Plastic bags — the kind used to tote home a carton of milk and bag of potato chips — have become the “polar bear” for the anti-plastic crowd, symbolizing impending environmental doom. This is a self-righteous clique made up mostly on helpless liberal urbanites who wouldn’t survive a week without Uber and a Whole Foods nearby.
But wait, is this an accurate characterization? Is there really an “anti-plastic” crowd? Yes, I’m sure there is. Just as there is an “anti-environment” crowd.
Neither one of these polar ends offer a solution to the real problem: plastic is great stuff, useful in a vast swath of products. In fact, it’s fair to say that plastic is everywhere. And that’s the problem.
The first synthetic plastic material, Bakalite, or, if you prefer, polyoxybenzylmethylenglycolanhydride, came into commercial use in the early 20th century.
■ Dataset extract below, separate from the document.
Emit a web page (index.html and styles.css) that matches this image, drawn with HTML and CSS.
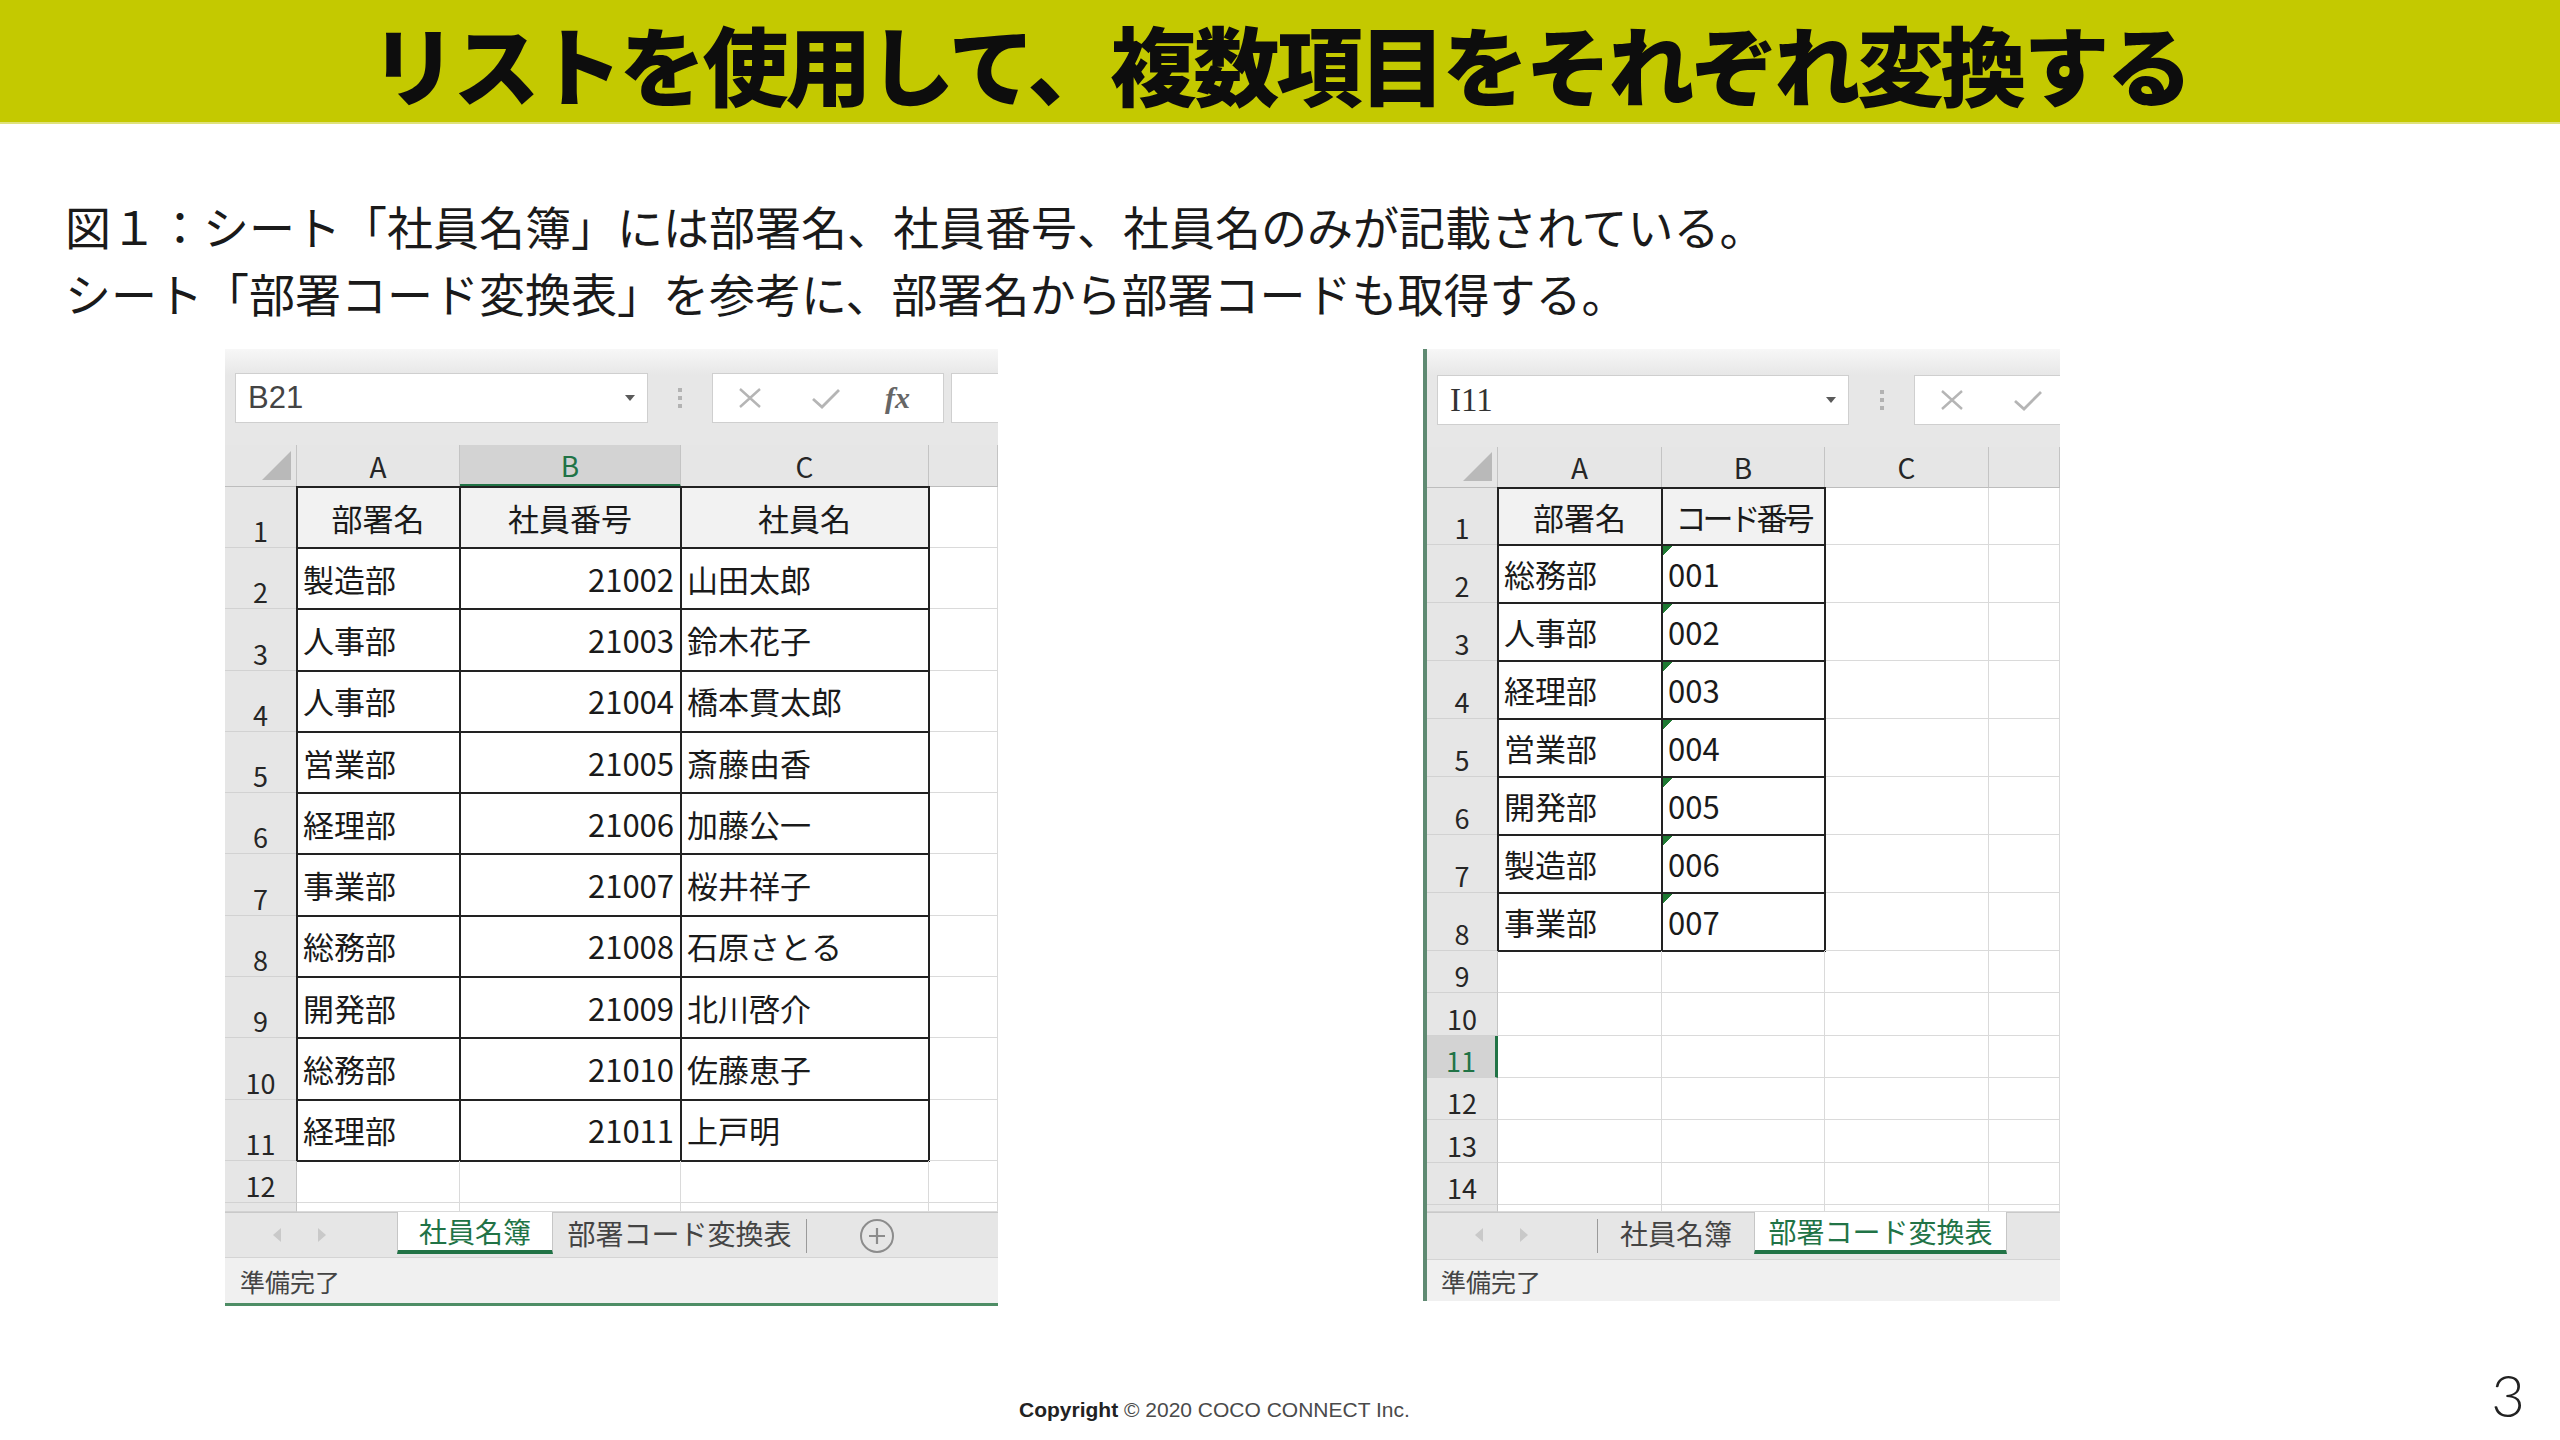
FILE: index.html
```html
<!DOCTYPE html>
<html lang="ja">
<head>
    <meta charset="UTF-8">
    <title>リストを使用して、複数項目をそれぞれ変換する</title>
    <link rel="stylesheet" href="styles.css">
</head>
<body>
<div class="page">
    <header class="title-band">
        <h1>リストを使用して、複数項目をそれぞれ変換する</h1>
    </header>

    <div class="intro">
        <p>図１：シート「社員名簿」には部署名、社員番号、社員名のみが記載されている。</p>
        <p>シート「部署コード変換表」を参考に、部署名から部署コードも取得する。</p>
    </div>

    <div class="sheets">
        <!-- sheet 1 : 社員名簿 -->
        <div class="sheet left">
            <div class="fbar">
                <div class="namebox"><span class="val">B21</span><span class="drop"></span></div>
                <div class="dots"><i></i><i></i><i></i></div>
                <div class="fbox">
                    <svg class="ico-x" width="26" height="22" viewBox="0 0 26 22"><path d="M3 2 L23 20 M23 2 L3 20" stroke="#b5b5b5" stroke-width="2.4" fill="none"/></svg>
                    <svg class="ico-ok" width="30" height="22" viewBox="0 0 30 22"><path d="M2 12 L11 20 L28 3" stroke="#b5b5b5" stroke-width="2.8" fill="none"/></svg>
                    <span class="fx">fx</span>
                </div>
                <div class="finput"></div>
            </div>
            <div class="grid">
                <div class="corner"></div><div class="ch">A</div><div class="ch sel">B</div><div class="ch">C</div><div class="ch"></div>

                <div class="rh">1</div><div class="c bx hd">部署名</div><div class="c bx hd">社員番号</div><div class="c bx hd">社員名</div><div class="c"></div>
                <div class="rh">2</div><div class="c bx">製造部</div><div class="c bx r">21002</div><div class="c bx">山田太郎</div><div class="c"></div>
                <div class="rh">3</div><div class="c bx">人事部</div><div class="c bx r">21003</div><div class="c bx">鈴木花子</div><div class="c"></div>
                <div class="rh">4</div><div class="c bx">人事部</div><div class="c bx r">21004</div><div class="c bx">橋本貫太郎</div><div class="c"></div>
                <div class="rh">5</div><div class="c bx">営業部</div><div class="c bx r">21005</div><div class="c bx">斎藤由香</div><div class="c"></div>
                <div class="rh">6</div><div class="c bx">経理部</div><div class="c bx r">21006</div><div class="c bx">加藤公一</div><div class="c"></div>
                <div class="rh">7</div><div class="c bx">事業部</div><div class="c bx r">21007</div><div class="c bx">桜井祥子</div><div class="c"></div>
                <div class="rh">8</div><div class="c bx">総務部</div><div class="c bx r">21008</div><div class="c bx">石原さとる</div><div class="c"></div>
                <div class="rh">9</div><div class="c bx">開発部</div><div class="c bx r">21009</div><div class="c bx">北川啓介</div><div class="c"></div>
                <div class="rh">10</div><div class="c bx">総務部</div><div class="c bx r">21010</div><div class="c bx">佐藤恵子</div><div class="c"></div>
                <div class="rh">11</div><div class="c bx">経理部</div><div class="c bx r">21011</div><div class="c bx">上戸明</div><div class="c"></div>
                <div class="rh">12</div><div class="c"></div><div class="c"></div><div class="c"></div><div class="c"></div>
                <div class="rh"></div><div class="c"></div><div class="c"></div><div class="c"></div><div class="c"></div>
            </div>
            <div class="tabs">
                <div class="nav">
                    <svg width="8" height="14" viewBox="0 0 8 14"><path d="M8 0 L0 7 L8 14 Z" fill="#c9c9c9"/></svg>
                    <svg width="8" height="14" viewBox="0 0 8 14"><path d="M0 0 L8 7 L0 14 Z" fill="#c9c9c9"/></svg>
                </div>
                <div class="tab on">社員名簿</div>
                <div class="tab">部署コード変換表</div>
                <div class="sep"></div>
                <svg class="add" width="36" height="36" viewBox="0 0 36 36"><circle cx="18" cy="18" r="16" stroke="#8c8c8c" stroke-width="2" fill="none"/><path d="M18 10 V26 M10 18 H26" stroke="#8c8c8c" stroke-width="2.2"/></svg>
            </div>
            <div class="status">準備完了</div>
        </div>

        <!-- sheet 2 : 部署コード変換表 -->
        <div class="sheet right">
            <div class="fbar">
                <div class="namebox serif"><span class="val">I11</span><span class="drop"></span></div>
                <div class="dots"><i></i><i></i><i></i></div>
                <div class="fbox">
                    <svg class="ico-x" width="26" height="22" viewBox="0 0 26 22"><path d="M3 2 L23 20 M23 2 L3 20" stroke="#b5b5b5" stroke-width="2.4" fill="none"/></svg>
                    <svg class="ico-ok" width="30" height="22" viewBox="0 0 30 22"><path d="M2 12 L11 20 L28 3" stroke="#b5b5b5" stroke-width="2.8" fill="none"/></svg>
                </div>
            </div>
            <div class="grid">
                <div class="corner"></div><div class="ch">A</div><div class="ch">B</div><div class="ch">C</div><div class="ch"></div>

                <div class="rh">1</div><div class="c bx hd">部署名</div><div class="c bx hd tight">コード番号</div><div class="c"></div><div class="c"></div>
                <div class="rh">2</div><div class="c bx">総務部</div><div class="c bx tx">001</div><div class="c"></div><div class="c"></div>
                <div class="rh">3</div><div class="c bx">人事部</div><div class="c bx tx">002</div><div class="c"></div><div class="c"></div>
                <div class="rh">4</div><div class="c bx">経理部</div><div class="c bx tx">003</div><div class="c"></div><div class="c"></div>
                <div class="rh">5</div><div class="c bx">営業部</div><div class="c bx tx">004</div><div class="c"></div><div class="c"></div>
                <div class="rh">6</div><div class="c bx">開発部</div><div class="c bx tx">005</div><div class="c"></div><div class="c"></div>
                <div class="rh">7</div><div class="c bx">製造部</div><div class="c bx tx">006</div><div class="c"></div><div class="c"></div>
                <div class="rh">8</div><div class="c bx">事業部</div><div class="c bx tx">007</div><div class="c"></div><div class="c"></div>
                <div class="rh">9</div><div class="c"></div><div class="c"></div><div class="c"></div><div class="c"></div>
                <div class="rh">10</div><div class="c"></div><div class="c"></div><div class="c"></div><div class="c"></div>
                <div class="rh sel">11</div><div class="c"></div><div class="c"></div><div class="c"></div><div class="c"></div>
                <div class="rh">12</div><div class="c"></div><div class="c"></div><div class="c"></div><div class="c"></div>
                <div class="rh">13</div><div class="c"></div><div class="c"></div><div class="c"></div><div class="c"></div>
                <div class="rh">14</div><div class="c"></div><div class="c"></div><div class="c"></div><div class="c"></div>
                <div class="rh"></div><div class="c"></div><div class="c"></div><div class="c"></div><div class="c"></div>
            </div>
            <div class="tabs">
                <div class="nav">
                    <svg width="8" height="14" viewBox="0 0 8 14"><path d="M8 0 L0 7 L8 14 Z" fill="#c9c9c9"/></svg>
                    <svg width="8" height="14" viewBox="0 0 8 14"><path d="M0 0 L8 7 L0 14 Z" fill="#c9c9c9"/></svg>
                </div>
                <div class="sep"></div>
                <div class="tab">社員名簿</div>
                <div class="tab on">部署コード変換表</div>
            </div>
            <div class="status">準備完了</div>
        </div>
    </div>

    <footer class="footer">
        <div class="copy"><b>Copyright</b> © 2020 COCO CONNECT Inc.</div>
        <div class="pageno">3</div>
    </footer>
</div>
</body>
</html>
```

FILE: styles.css
```css
* {
    box-sizing: border-box;
}

body {
    margin: 0;
    background-color: #ffffff;
    color: #111111;
    font-family: "Noto Sans CJK JP", sans-serif;
}

.page {
    width: 2560px;
    height: 1440px;
    display: flex;
    flex-direction: column;
    overflow: hidden;
}

/* title band */
.title-band {
    height: 124px;
    flex: none;
    background-color: #c4c900;
    border-bottom: 2px solid #dfe27c;
    display: flex;
    align-items: flex-start;
    justify-content: center;
}

.title-band h1 {
    margin: 0;
    font-size: 86px;
    line-height: 125px;
    font-weight: 900;
    letter-spacing: -3px;
    color: #0d0d0d;
}

.intro {
    margin: 68px 0 0 65px;
    font-size: 46px;
    line-height: 67px;
    color: #1a1a1a;
}

.intro p {
    margin: 0;
}

/* spreadsheets */
.sheets {
    display: flex;
    align-items: flex-start;
    gap: 425px;
    margin-top: 23px;
    padding-left: 225px;
}

.sheet {
    display: flex;
    flex-direction: column;
    overflow: hidden;
    background-color: #ffffff;
}

.sheet.left {
    width: 773px;
    border-bottom: 3px solid #4e8d65;
}

.sheet.right {
    width: 637px;
    border-left: 4px solid #5f8a72;
}

.fbar {
    height: 96px;
    display: flex;
    align-items: flex-start;
    padding: 24px 0 0 10px;
    background: linear-gradient(#f7f7f7, #e7e7e7 26px);
}

.right .fbar {
    height: 98px;
    padding-top: 26px;
}

.namebox {
    width: 413px;
    height: 50px;
    flex: none;
    display: flex;
    align-items: center;
    padding: 0 12px 0 12px;
    background-color: #ffffff;
    border: 1px solid #cfcfcf;
    font-family: "Liberation Sans", sans-serif;
    font-size: 31px;
    color: #444444;
}

.right .namebox {
    width: 412px;
}

.namebox.serif {
    font-family: "Liberation Serif", serif;
    font-size: 33px;
    color: #333333;
}

.namebox .val {
    flex: 1;
}

.namebox .drop {
    border-top: 6px solid #5a5a5a;
    border-left: 5px solid transparent;
    border-right: 5px solid transparent;
}

.dots {
    width: 64px;
    height: 50px;
    flex: none;
    display: flex;
    flex-direction: column;
    align-items: center;
    justify-content: center;
    gap: 4px;
}

.right .dots {
    width: 65px;
}

.dots i {
    width: 4px;
    height: 4px;
    background-color: #b3b3b3;
}

.fbox {
    width: 232px;
    height: 50px;
    flex: none;
    display: flex;
    align-items: center;
    gap: 48px;
    padding-left: 24px;
    background-color: #ffffff;
    border: 1px solid #cfcfcf;
}

.fbox .fx {
    margin-left: -4px;
    font-family: "Liberation Serif", serif;
    font-style: italic;
    font-weight: bold;
    font-size: 30px;
    color: #666666;
}

.finput {
    flex: none;
    width: 80px;
    height: 50px;
    margin-left: 7px;
    background-color: #ffffff;
    border: 1px solid #cfcfcf;
}

/* grid */
.grid {
    display: grid;
    overflow: hidden;
}

.left .grid {
    height: 767px;
    grid-template-columns: 72px 163px 221px 248px 1fr;
    grid-template-rows: 42px 61px repeat(10, 61.3px) 42px 9px;
}

.right .grid {
    height: 765px;
    grid-template-columns: 71px 164px 163px 164px 1fr;
    grid-template-rows: 41px 57px repeat(7, 58px) repeat(6, 42.33px) 7px;
}

.corner {
    display: flex;
    justify-content: flex-end;
    align-items: flex-end;
    padding: 0 5px 6px 0;
    background-color: #e6e6e6;
    border-right: 1px solid #c4c4c4;
    border-bottom: 1px solid #bdbdbd;
}

.corner::after {
    content: "";
    border-left: 29px solid transparent;
    border-bottom: 29px solid #b9b9b9;
}

.ch {
    display: flex;
    align-items: center;
    justify-content: center;
    background-color: #e6e6e6;
    border-right: 1px solid #c4c4c4;
    border-bottom: 1px solid #bdbdbd;
    font-size: 28px;
    color: #262626;
}

.ch.sel {
    background-color: #d3d3d3;
    color: #217346;
    border-bottom: 3px solid #217346;
}

.rh {
    display: flex;
    align-items: flex-end;
    justify-content: center;
    padding-bottom: 3px;
    background-color: #e6e6e6;
    border-right: 1px solid #c4c4c4;
    border-bottom: 1px solid #d2d2d2;
    font-size: 27px;
    line-height: 1;
    color: #262626;
}

.rh.sel {
    background-color: #d3d3d3;
    color: #217346;
    border-right: 3px solid #217346;
}

.c {
    display: flex;
    align-items: center;
    padding: 0 6px;
    border-right: 1px solid #dadada;
    border-bottom: 1px solid #dadada;
    font-size: 31px;
    color: #1a1a1a;
    white-space: nowrap;
}

.c.bx {
    outline: 2px solid #222222;
    outline-offset: -1px;
}

.c.hd {
    justify-content: center;
    background-color: #f2f2f2;
}

.c.tight {
    letter-spacing: -4px;
}

.c.r {
    justify-content: flex-end;
}

.c.tx {
    background: linear-gradient(135deg, #1f7a33 0 8px, transparent 8px) no-repeat;
    background-size: 12px 12px;
}

/* sheet tabs + status */
.tabs {
    height: 46px;
    display: flex;
    align-items: flex-start;
    background-color: #e6e6e6;
    border-top: 1px solid #c9c9c9;
    border-bottom: 1px solid #d4d4d4;
}

.right .tabs {
    height: 48px;
}

.nav {
    width: 172px;
    flex: none;
    display: flex;
    gap: 37px;
    padding: 15px 0 0 48px;
}

.right .nav {
    width: 170px;
}

.tab {
    height: 40px;
    flex: none;
    display: flex;
    align-items: center;
    justify-content: center;
    font-size: 28px;
    color: #444444;
}

.tab:first-of-type,
.left .tab.on {
    width: 156px;
}

.tab.on {
    height: 42px;
    margin-top: -1px;
    background-color: #ffffff;
    color: #217346;
    border-left: 1px solid #c6c6c6;
    border-right: 1px solid #c6c6c6;
    border-bottom: 4px solid #217346;
}

.left .tab:not(.on),
.right .tab.on {
    width: 253px;
}

.right .tab:not(.on) {
    width: 156px;
}

.sep {
    width: 1px;
    height: 34px;
    margin-top: 6px;
    background-color: #9a9a9a;
}

.add {
    margin: 5px 0 0 52px;
}

.status {
    height: 45px;
    display: flex;
    align-items: center;
    padding-left: 15px;
    background-color: #f0f0f0;
    font-size: 25px;
    color: #444444;
}

.right .status {
    height: 41px;
    padding-left: 14px;
}

/* footer */
.footer {
    margin-top: auto;
    display: flex;
    align-items: baseline;
    padding: 0 35px 16px 1019px;
    line-height: 1;
    font-family: "Liberation Sans", sans-serif;
}

.copy {
    font-size: 21px;
    color: #4a4a4a;
}

.copy b {
    color: #222222;
}

.pageno {
    margin-left: auto;
    font-family: Lato, "Liberation Sans", sans-serif;
    font-weight: 300;
    font-size: 58px;
    color: #222222;
}
```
But it wasn’t until the 1950s that plastic production really got going.
A world without plastic?
A study published by a team of researchers from the University of California, Santa Barbara, the University of Georgia, and the Woods Hole Oceanographic Institution estimates more than 9 billion tons of plastic has been produced since the end of WWII. Lot’s of great stuff! Most of it now sitting piled in a landfill or washing into every ocean basin on the planet.
The researchers estimate that of all that plastic produced, only 30 percent is still in use. Half of the 9 billion tons of plastic produced in the past 70 years was manufactured in the past 13 years. It’s a plastic paradise. Look around you. Is there anything within sight that doesn’t contain at least some plastic? Maybe, but not much. You’re probably wearing plastic.
And why not? Who wants to live in a world without plastic? Not me.
On the other hand, who wants to live in a world clogged with plastic, with landfills brimming and oceans fouled by an unending stream of plastic waste? Not me.
Ah, and there is the rub. The very thing that makes plastic so indispensable in our daily lives threatens to choke the life out of the planet.
From the report:
The growth of plastics production in the past 65 years has substantially outpaced any other manufactured material. The same properties that make plastics so versatile in innumerable applications — durability and resistance to degradation — make these materials difficult or impossible for nature to assimilate.
Thus, without a well-designed and tailor-made management strategy for end-of-life plastics, humans are conducting a singular uncontrolled experiment on a global scale, in which billions of metric tons of material will accumulate across all major terrestrial and aquatic ecosystems on the planet.
Tree-hugger or good ‘ol boy, it is a conundrum I suggest we take seriously.